One might argue that the American intervention, especially at the presidential level, could itself become a barrier to peace.

The reason is simple.

When the US acts as peacemaker, the Israelis, rightly or wrongly, feeling abandoned by their strongest ally, are even less inclined to make the concessions needed to achieve a settlement.

In Israel, this is known as the hedgehog strategy: withdrawing into oneself, ready to fight the outside world.

At the same time, the Palestinians, expecting the US to pressure Israel to give ground, would be less likely to compromise.

There is yet another, perhaps more important, problem. Neither Netanyahu nor Abu Mazen has a mandate to agree on a final settlement.

Netanyahu’s coalition depends on the support of parties that do not want a Palestinian state in any shape.

On the Palestinian side, Abu Mazen, even supposing he could bring his Fatah group on board, cannot speak for Hamas, which controls Gaza and is dedicated to the destruction of Israel rather than the creation of a Palestinian state.

In fact, Hamas gets its cash handouts from Iran because it talks of destroying Israel.

The real problem is that with a few honourable exceptions, to most Palestinian leaders, Palestine remains a cause rather than a political project for the creation of a state.

As long as Palestine is a cause rather than a project, no Palestinian leader could negotiate the creation of a state. Israeli pioneers learned that lesson early on. This is why David Ben Gurion and his colleagues accepted a United Nations’ partition plan that gave the Jews a tiny chunk of the Mandate for Palestine in the shape of Swiss cheese. They were anxious to become a state as fast as possible; all other matters, including the acquisition of defensible borders, would come later.

The Palestinians, however, bought into the Arab League scheme that wanted Palestine as a cause rather than a state.

The Palestine as Cause gambit succeeded beyond anyone’s dreams. Today, even some teenagers in European or American cities take their bite at the ‘Cause’ by wearing Palestinian chequered scarves.

Arab despots adopted ‘ Palestine the Cause’ in the same way as the scoundrel of the proverb adopts patriotism.
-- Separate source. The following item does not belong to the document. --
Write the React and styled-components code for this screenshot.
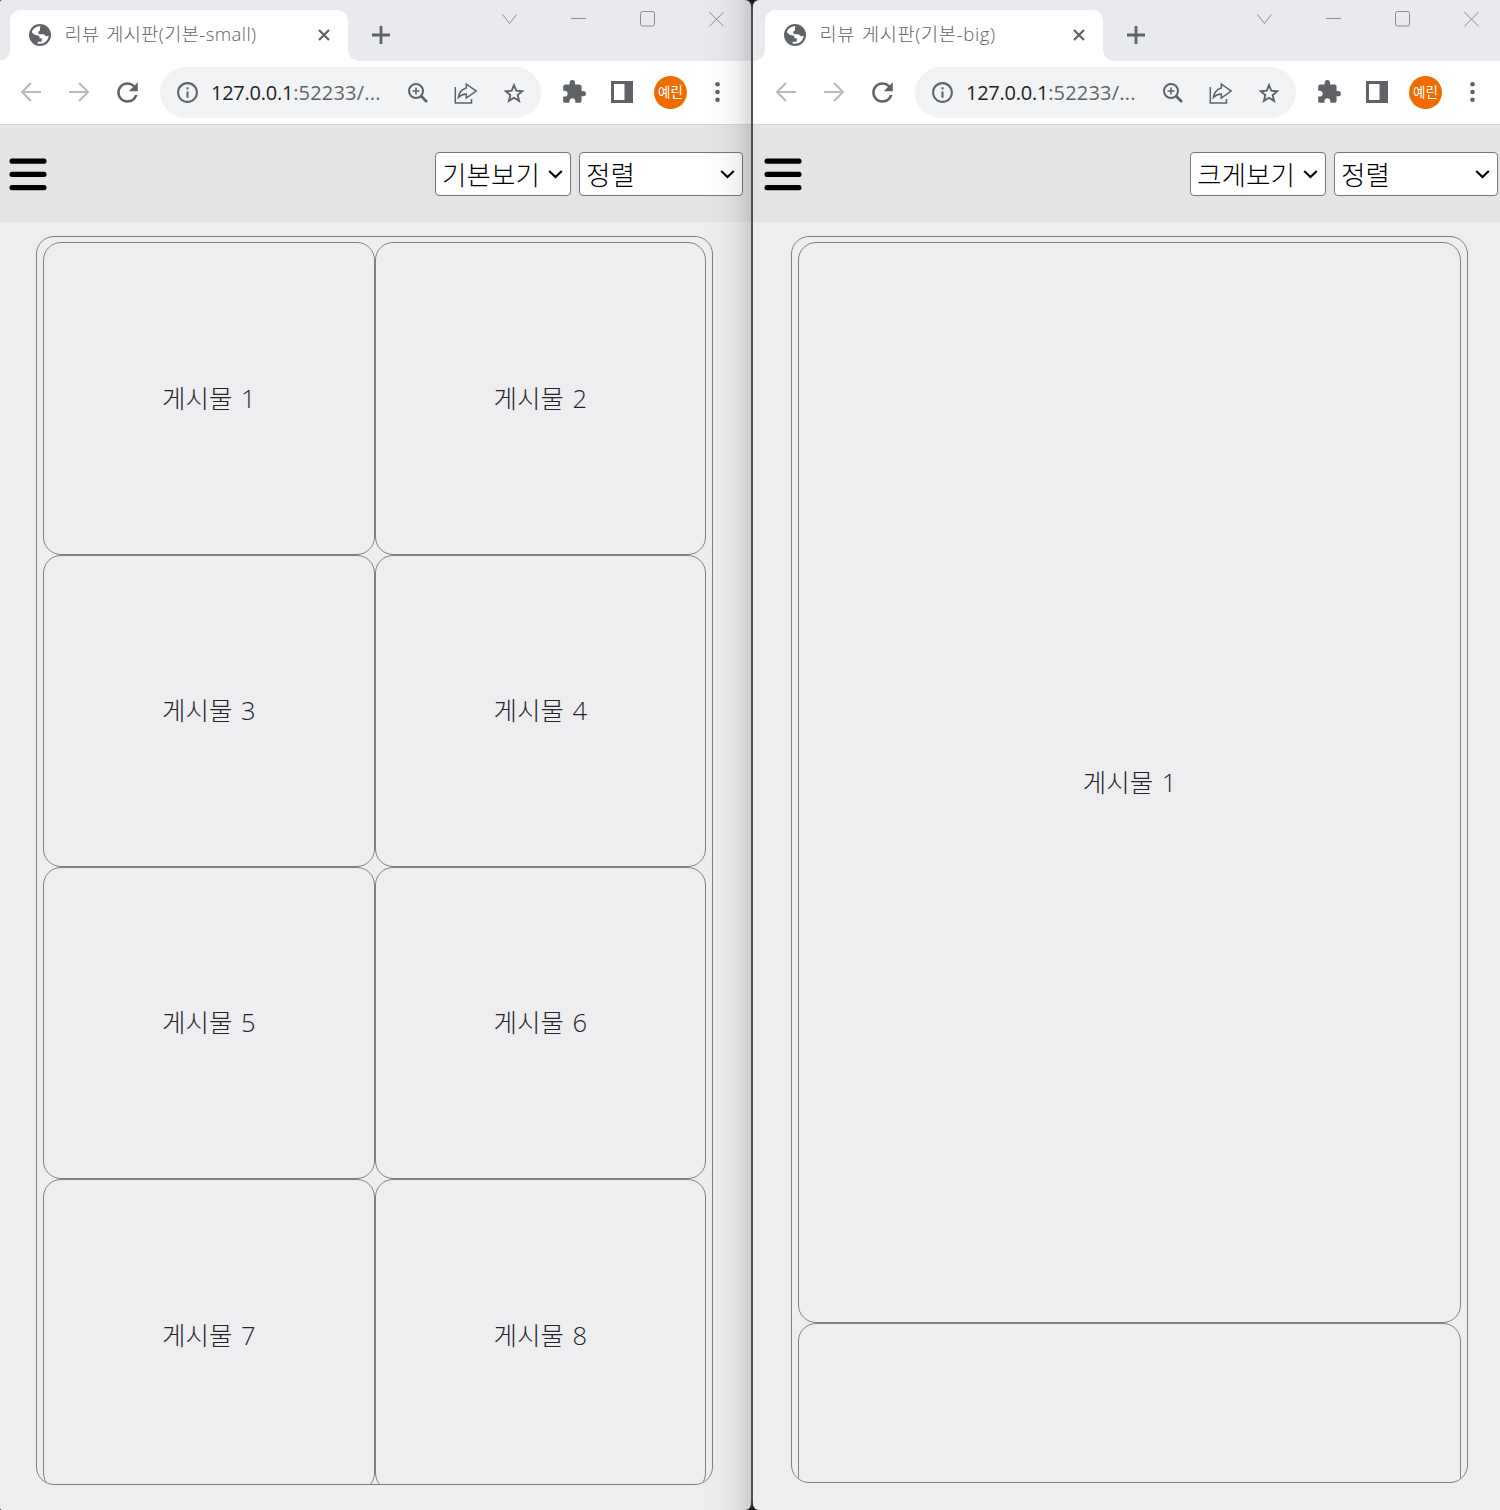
import React from "react";
import styled, { createGlobalStyle } from "styled-components";
import { MdRefresh, MdInfoOutline, MdExtension } from "react-icons/md";

const Global = createGlobalStyle`
  *, *::before, *::after { box-sizing: border-box; }
  body { margin: 0; background: #4e5052; font-family: "Open Sans", "Noto Sans CJK KR", sans-serif; }
  svg { display: block; flex: none; }
`;

const Desktop = styled.div`
  display: flex;
  gap: 2px;
  width: 1500px;
  height: 1510px;
  overflow: hidden;
  background: linear-gradient(#161616, #4e5052 10px calc(100% - 10px), #161616);
`;

const Window = styled.section`
  position: relative;
  flex: none;
  width: ${(p) => p.$width}px;
  height: 1510px;
  padding-left: ${(p) => p.$inset}px;
  display: flex;
  flex-direction: column;
  overflow: hidden;
  border-radius: ${(p) => p.$corners};
  background: linear-gradient(#e8eaed 0 61px, #fff 61px 124px, #d5d6d8 124px 125px, #e4e4e6 125px 222px, #eeeef0 222px);
`;

const EdgeShadow = styled.div`
  position: absolute;
  top: 0;
  right: 0;
  bottom: 0;
  width: 50px;
  pointer-events: none;
  background: linear-gradient(to right, rgba(0, 0, 0, 0), rgba(0, 0, 0, 0.015) 40%, rgba(0, 0, 0, 0.05) 70%, rgba(0, 0, 0, 0.14));
`;

const TabStrip = styled.div`
  flex: none;
  display: flex;
  width: 747px;
  height: 61px;
  padding: 10px 0 0 10px;
`;

const Tab = styled.div`
  position: relative;
  display: flex;
  align-items: center;
  width: 338px;
  height: 51px;
  padding: 0 17.5px 1px 19px;
  border-radius: 11px 11px 0 0;
  background: #fff;
  color: #5f6368;
  &::before, &::after {
    content: "";
    position: absolute;
    bottom: 0;
    width: 11px;
    height: 11px;
  }
  &::before { left: -11px; background: radial-gradient(circle at 0 0, transparent 10.5px, #fff 11px); }
  &::after { right: -11px; background: radial-gradient(circle at 100% 0, transparent 10.5px, #fff 11px); }
`;

const TabTitle = styled.span`
  flex: 1;
  margin: -2px 0 0 13.5px;
  font-size: 18.6px;
  font-weight: 300;
  line-height: 28px;
  white-space: nowrap;
  word-spacing: 1.6px;
  letter-spacing: ${(p) => p.$track}px;
`;

const NewTab = styled.div`
  padding: 16px 0 0 23.5px;
`;

const Controls = styled.div`
  display: flex;
  gap: 54px;
  margin-left: auto;
  padding: 1px 23px 0 0;
`;

const Toolbar = styled.div`
  flex: none;
  display: flex;
  align-items: center;
  width: 747px;
  height: 64px;
  padding: 0 0 2px 20px;
  color: #5f6368;
`;

const NavButtons = styled.div`
  display: flex;
  align-items: center;
  gap: 26px;
  width: 140px;
`;

const Reload = styled(MdRefresh)`
  margin-left: -4px;
`;

const AddressBar = styled.div`
  display: flex;
  align-items: center;
  width: 381px;
  height: 51px;
  margin-top: 1px;
  padding: 0 16px 0 15px;
  border-radius: 26px;
  background: #f1f3f4;
`;

const Url = styled.span`
  flex: 1;
  margin-left: 11px;
  padding-top: 1px;
  font-size: 20px;
  line-height: 28px;
  white-space: nowrap;
  color: #5f6368;
  letter-spacing: 0.2px;
  b { font-weight: 400; color: #202124; letter-spacing: -0.25px; }
`;

const AddressActions = styled.div`
  display: flex;
  align-items: center;
  gap: 25px;
`;

const Extensions = styled.div`
  display: flex;
  align-items: center;
  gap: 24px;
  padding-left: 20px;
`;

const Avatar = styled.span`
  display: grid;
  place-items: center;
  width: 33px;
  height: 33px;
  margin: 1px 4px 0 -3px;
  padding-bottom: 1px;
  border-radius: 50%;
  background: #ef6c00;
  color: #fff;
  font-size: 13.5px;
  line-height: 20px;
`;

const PageHeader = styled.header`
  flex: none;
  display: flex;
  align-items: center;
  justify-content: space-between;
  width: 743px;
  height: 97px;
  padding-left: 9px;
`;

const Filters = styled.div`
  display: flex;
  gap: 8px;
`;

const SelectBox = styled.label`
  display: grid;
  align-items: center;
  width: ${(p) => p.$width}px;
  height: 44px;
  > * { grid-area: 1 / 1; }
  svg { justify-self: end; margin-right: 8px; pointer-events: none; }
`;

const Select = styled.select`
  appearance: none;
  width: 100%;
  height: 44px;
  margin: 0;
  padding: 1px 0 0 6px;
  border: 1px solid #767676;
  border-radius: 4px;
  background: #fff;
  color: #000;
  font: 300 26.6px/40px "Noto Sans CJK KR", sans-serif;
`;

const Board = styled.main`
  flex: none;
  width: 677px;
  height: ${(p) => p.$height}px;
  margin: 14px 0 0 36px;
  padding: 5px 6px 0;
  border: 1px solid #808080;
  border-radius: 18px;
  overflow: hidden;
  display: grid;
  grid-template-columns: repeat(${(p) => p.$columns}, 1fr);
  grid-template-rows: ${(p) => p.$rows};
`;

const Card = styled.article`
  display: grid;
  place-items: center;
  padding-bottom: ${(p) => p.$lift}px;
  border: 1px solid #808080;
  border-radius: 18px;
  color: #212529;
  font-size: 25.5px;
  font-weight: 300;
  line-height: 36px;
  word-spacing: 2px;
`;

const Globe = () => (
  <svg width="22" height="22" viewBox="0 0 22 22">
    <circle cx="11" cy="11" r="11" fill="#5f6368" />
    <path
      d="M11.500 2.300C7 2.200 3.800 4.800 2.800 8.200L5 10.300c1 .9 2 .9 3 .9 1.600 0 2.500.8 2.500 2.300v.8h2.300v2.400c0 .6-.4 1-1 1H8.600v1.700c5.700 1.300 10.800-2.500 11.100-8-1 1-2.900 1-3.800-.2-.5-.7-1.300-1-2.200-1h-2.500c-1.200 0-2-.7-2-1.800 0-1 .8-1.700 1.800-1.700V4.300c0-.8.2-1.400.5-2z"
      fill="#fff"
    />
  </svg>
);

const Stroke = ({ w, h, d, color = "#5f6368", sw = 2 }) => (
  <svg width={w} height={h} viewBox={`0 0 ${w} ${h}`} fill="none" stroke={color} strokeWidth={sw}>
    <path d={d} />
  </svg>
);

const ZoomIcon = () => (
  <svg width="22" height="22" viewBox="0 0 22 22" fill="none" stroke="#5f6368">
    <circle cx="9" cy="9" r="7" strokeWidth="2" />
    <path d="M5.500 9h7M9 5.500v7" strokeWidth="1.600" />
    <path d="M14 14l6 6" strokeWidth="2.600" />
  </svg>
);

const ShareIcon = () => (
  <Stroke w={24} h={22} sw={1.5} d="M1.300 5v16h16.200v-4M12.300 2l9.900 7.100-9.900 7v-4c-3.800.2-5.700 1-7.900 3.400.6-4.700 2.900-8 7.900-9.500z" />
);

const StarIcon = () => (
  <Stroke w={22} h={22} sw={1.9} d="M11 3.200l2.300 5.500 5.900.5-4.500 3.900 1.400 5.800-5.100-3.100-5.100 3.100 1.400-5.800-4.500-3.900 5.900-.5z" />
);

const SidePanelIcon = () => (
  <svg width="22" height="22" viewBox="0 0 22 22">
    <path fill="#5f6368" fillRule="evenodd" d="M0 0h22v22H0zM3 3v16h10.500V3z" />
  </svg>
);

const MenuDots = () => (
  <svg width="5" height="22" viewBox="0 0 5 22" fill="#5f6368">
    <circle cx="2.500" cy="3.300" r="2.300" />
    <circle cx="2.500" cy="11" r="2.300" />
    <circle cx="2.500" cy="18.700" r="2.300" />
  </svg>
);

const Hamburger = () => (
  <svg width="38" height="34" viewBox="0 0 38 34">
    <rect x="0.500" y="1.600" width="37" height="5.200" rx="2.500" />
    <rect x="0.500" y="14.800" width="37" height="5.200" rx="2.500" />
    <rect x="0.500" y="28" width="37" height="5.200" rx="2.500" />
  </svg>
);

const Dropdown = ({ width, value }) => (
  <SelectBox $width={width}>
    <Select defaultValue={value}>
      <option>{value}</option>
    </Select>
    <Stroke w={15} h={12} sw={2.1} color="#000" d="M1.200 3l6.300 6 6.300-6" />
  </SelectBox>
);

const Browser = ({ width, inset, corners, title, track, view, columns, rows, height, posts, shadow }) => (
  <Window $width={width} $inset={inset} $corners={corners}>
    <TabStrip>
      <Tab>
        <Globe />
        <TabTitle $track={track}>{title}</TabTitle>
        <Stroke w={14} h={14} sw={2.2} d="M2 2l10 10M12 2L2 12" />
      </Tab>
      <NewTab>
        <Stroke w={18} h={18} sw={2.8} d="M9 0v18M0 9h18" />
      </NewTab>
      <Controls>
        <Stroke w={15} h={16} sw={1} color="#8b8c8f" d="M.500 3.500l7 9 7-9" />
        <Stroke w={15} h={16} sw={1} color="#8b8c8f" d="M0 7.500h15" />
        <Stroke w={15} h={16} sw={1} color="#8b8c8f" d="M2.500.500h10q2 0 2 2v10.500q0 2-2 2h-10q-2 0-2-2v-10.500q0-2 2-2z" />
        <Stroke w={15} h={16} sw={1} color="#8b8c8f" d="M.300 1l14.400 14.400M14.700 1L.300 15.400" />
      </Controls>
    </TabStrip>
    <Toolbar>
      <NavButtons>
        <Stroke w={22} h={20} color="#bababa" d="M21 10H2.500M11 1L2 10l9 9" />
        <Stroke w={22} h={20} color="#bababa" d="M1 10h18.500M11 1l9 9-9 9" />
        <Reload size={31} />
      </NavButtons>
      <AddressBar>
        <MdInfoOutline size={25} />
        <Url><b>127.0.0.1</b>:52233/...</Url>
        <AddressActions>
          <ZoomIcon />
          <ShareIcon />
          <StarIcon />
        </AddressActions>
      </AddressBar>
      <Extensions>
        <MdExtension size={26} />
        <SidePanelIcon />
        <Avatar>예린</Avatar>
        <MenuDots />
      </Extensions>
    </Toolbar>
    <PageHeader>
      <Hamburger />
      <Filters>
        <Dropdown width={136} value={view} />
        <Dropdown width={164} value="정렬" />
      </Filters>
    </PageHeader>
    <Board $columns={columns} $rows={rows} $height={height}>
      {posts.map((post, i) => (
        <Card key={i} $lift={post.lift}>{post.label}</Card>
      ))}
    </Board>
    {shadow && <EdgeShadow />}
  </Window>
);

const smallPosts = [1, 2, 3, 4, 5, 6, 7, 8].map((n) => ({
  label: `게시물 ${n}`,
  lift: n > 2 && n < 7 ? 2 : 1,
}));
const bigPosts = [{ label: "게시물 1", lift: 1 }, { label: "", lift: 1 }];

export default function App() {
  return (
    <>
      <Global />
      <Desktop>
        <Browser width={751} inset={0} corners="2px 6px 6px 2px" title="리뷰 게시판(기본-small)" track={0.4}
          view="기본보기" columns={2} rows="313px repeat(3, 312px)" height={1249} posts={smallPosts} shadow />
        <Browser width={747} inset={2} corners="6px 0 0 6px" title="리뷰 게시판(기본-big)" track={0.65}
          view="크게보기" columns={1} rows="repeat(2, 1081px)" height={1247} posts={bigPosts} />
      </Desktop>
    </>
  );
}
The quantity of second rate Arab poetry produced in the name of ‘ The Cause’ would cover any putative Palestinian state twice over. In Iran today, whenever a mullah runs out of ideas he starts beating his chest about “Palestine the Cause.”
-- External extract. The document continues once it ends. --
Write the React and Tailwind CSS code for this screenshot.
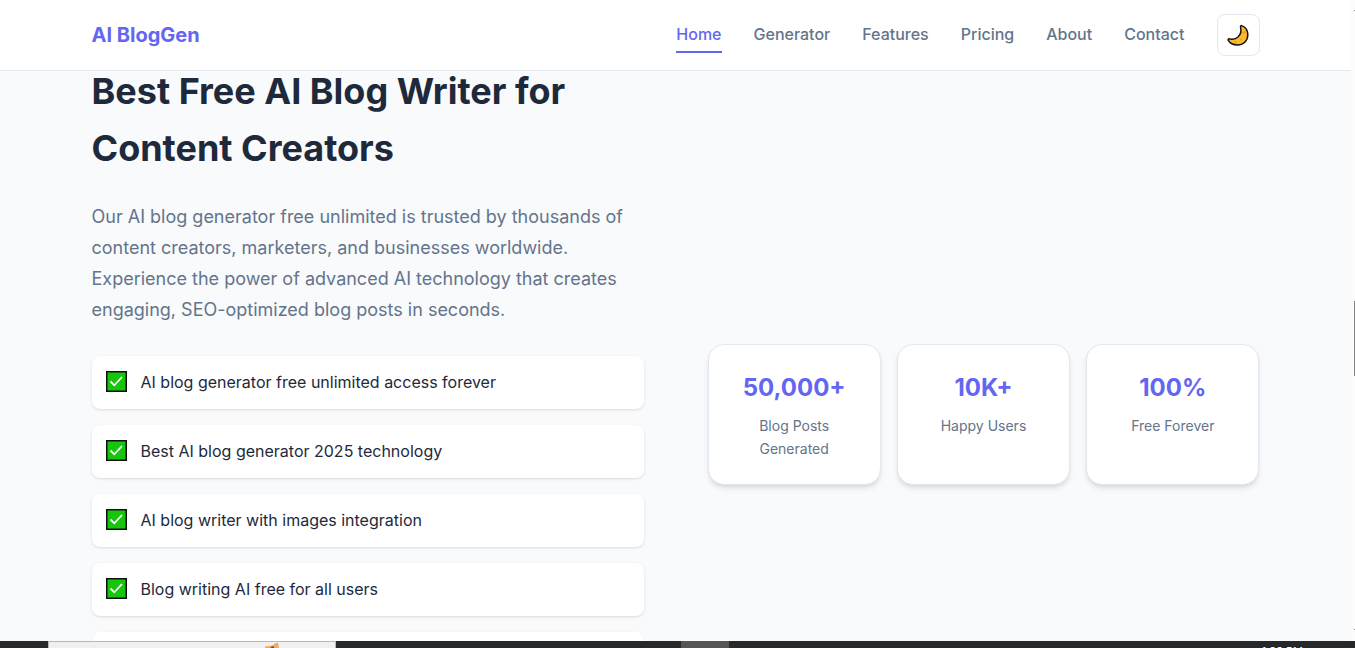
const links = ["Home", "Generator", "Features", "Pricing", "About", "Contact"];

const benefits = [
  "AI blog generator free unlimited access forever",
  "Best AI blog generator 2025 technology",
  "AI blog writer with images integration",
  "Blog writing AI free for all users",
  "",
];

const stats = [
  { value: "50,000+", label: "Blog Posts Generated" },
  { value: "10K+", label: "Happy Users" },
  { value: "100%", label: "Free Forever" },
];

function MoonIcon() {
  return (
    <svg viewBox="0 0 22 22" className="size-[22px]" aria-hidden="true">
      <path
        d="M14.6 1.6C18.4 3 20.8 6.800 20.800 11C20.800 16.800 16.200 21 10.500 21C6.500 21 2.800 19.300 1.200 16.200C0.800 14.800 1.900 14.400 3 14.900C5.500 15.500 8.800 15 11.200 12.800C13.700 10.400 14.500 7 13.600 3.600C13.300 2.600 13.600 1.700 14.600 1.600Z"
        fill="#fdb92e"
        stroke="#151515"
        strokeWidth="1.5"
        strokeLinejoin="round"
      />
      <circle cx="17" cy="8.500" r="1.300" fill="#f59a1b" />
      <circle cx="14" cy="15.500" r="1" fill="#f59a1b" />
      <circle cx="8.500" cy="18" r="1" fill="#f59a1b" />
    </svg>
  );
}

function CheckIcon() {
  return (
    <svg viewBox="0 0 21 21" className="size-[21px] shrink-0" aria-hidden="true">
      <rect x="0.75" y="0.75" width="19.5" height="19.5" fill="#16c60c" stroke="#101010" strokeWidth="1.500" />
      <path d="M4.500 10.500L8.300 14.300L16 6" fill="none" stroke="#fff" strokeWidth="1.800" />
    </svg>
  );
}

function Header() {
  return (
    <header className="relative z-10 shrink-0 border-b border-[#e2e8f0] bg-white">
      <div className="mx-auto flex h-[70px] max-w-[1200px] items-center justify-between px-4">
        <a href="#home" className="text-xl font-bold text-[#6366f1]">
          AI BlogGen
        </a>
        <div className="flex items-center gap-8">
          <nav className="flex gap-8">
            {links.map((link) => (
              <a
                key={link}
                href={"#" + link.toLowerCase()}
                className={
                  link === "Home"
                    ? "relative pt-1 pb-1.5 font-medium text-[#6366f1] after:absolute after:inset-x-0 after:-bottom-px after:h-0.5 after:bg-[#6366f1]"
                    : "pt-1 pb-1.5 font-medium text-[#64748b]"
                }
              >
                {link}
              </a>
            ))}
          </nav>
          <button
            type="button"
            aria-label="Toggle theme"
            className="flex h-[42px] w-[43px] items-center justify-center rounded-lg border border-[#e2e8f0] bg-white"
          >
            <MoonIcon />
          </button>
        </div>
      </div>
    </header>
  );
}

function Benefits() {
  return (
    <section className="mx-auto -mt-2 grid max-w-[1200px] grid-cols-2 gap-16 px-4">
      <div>
        <h2 className="text-4xl leading-[57px] font-bold">Best Free AI Blog Writer for Content Creators</h2>
        <p className="mt-6 text-lg leading-[31px] text-[#64748b]">
          Our AI blog generator free unlimited is trusted by thousands of content creators, marketers, and businesses
          worldwide. Experience the power of advanced AI technology that creates engaging, SEO-optimized blog posts in
          seconds.
        </p>
        <ul className="mt-[31px] flex flex-col gap-4">
          {benefits.map((text, i) => (
            <li key={i} className="flex h-[53px] items-center gap-3.5 rounded-lg bg-white px-3.5 pb-0.5 shadow-sm">
              <CheckIcon />
              <span>{text}</span>
            </li>
          ))}
        </ul>
      </div>
      <dl className="mt-[281px] grid grid-cols-3 gap-4 self-start text-center">
        {stats.map(({ value, label }) => (
          <div
            key={label}
            className="flex flex-col-reverse justify-end gap-2 rounded-2xl border border-[#e2e8f0] bg-white p-6 shadow-md"
          >
            <dt className="text-sm leading-[23px] text-[#64748b]">{label}</dt>
            <dd className="text-2xl leading-[37px] font-bold text-[#6366f1]">{value}</dd>
          </div>
        ))}
      </dl>
    </section>
  );
}

function Scrollbar() {
  return (
    <div className="flex w-1 flex-col items-end justify-between bg-[#fcfcfc] pt-2.5 pb-[11px]">
      <div className="h-px w-px bg-[#858585]" />
      <div className="mt-9 h-[75px] w-px bg-[#858585]" />
      <div className="h-px w-px bg-[#858585]" />
    </div>
  );
}

function Taskbar() {
  return (
    <footer className="flex h-[7px] shrink-0 overflow-hidden bg-[#272829] pl-12">
      <div className="flex w-72 justify-end border border-b-0 border-[#b8b8b8] bg-[#f0f0f0] pr-14">
        <svg viewBox="0 0 14 6" className="h-[6px] w-[14px]" aria-hidden="true">
          <path d="M0 6V4.500L7 3.500L11 1L13 0.500L14 6Z" fill="#f3ac5c" />
          <path d="M5 6L7 4.500H9V6Z" fill="#6b4a28" />
        </svg>
      </div>
      <div className="ml-[345px] w-12 bg-[#555]" />
      <time className="mr-[52px] ml-auto pt-0.5 text-[11px] leading-4 whitespace-nowrap text-white">1:33 PM</time>
    </footer>
  );
}

export default function App() {
  return (
    <div className="flex h-screen flex-col overflow-hidden bg-[#f8fafc] font-['Inter',sans-serif] text-[#1e293b]">
      <div className="flex min-h-0 flex-1">
        <div className="flex min-w-0 flex-1 flex-col">
          <Header />
          <main className="min-h-0 flex-1 overflow-hidden">
            <Benefits />
          </main>
        </div>
        <Scrollbar />
      </div>
      <Taskbar />
    </div>
  );
}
Playing with “The Cause” costs nothing and could make one appear politically correct and ideologically chic.

But what have the Palestinians got out of those scarves, tear-jerking drivels, and mullahs’ sermons?

The answer is that they have suffered more than half a century of “living and partly living” in an abyss of high expectations and low achievements. Palestinians have died so that the supporters of their cause could feel good about themselves in Parisian cafes and American university campuses.

Palestine would have been better off if heroes-from-a-distance had not adopted it as a cause.

Paradoxically, Israel has been comfortable with Palestine as a cause rather than a political project.

Israel has the reality of land, water, and military and political control, while Palestine has the illusion of being loved by all those across the globe who need an ideological nail on which to hang their worn-out coats.

It is a truism that the Israeli – Palestine conflict could be resolved in an afternoon if both sides really wanted it. There are plausible compromises to resolve all of the so-called ‘ complex issues’, including Jerusalem and the Right of Return.

Talk of the two-state solution is just that, talk.

If it were not just talk, one would ask which of the two states it is easier to create in a definitive shape?

The obvious answer is: Israel which is already a member of the United Nations. And yet, Israel, which still does not have a constitution, cannot be accurately put on any map because it continues to lack recognised borders.

On the Palestinian side, there could be no genuine quest for peace unless the creation of a state, rather than the destruction of Israel, becomes the goal.

Such changes in the existential realities of both sides are not easy to achieve even by the self-styled ‘ Saviour’ at the White House.

I hope I am wrong, but I fear that the photo-op scripted by Rahm Emannuel might generate more bitterness and thus weaken the position of those on both sides who crave peace.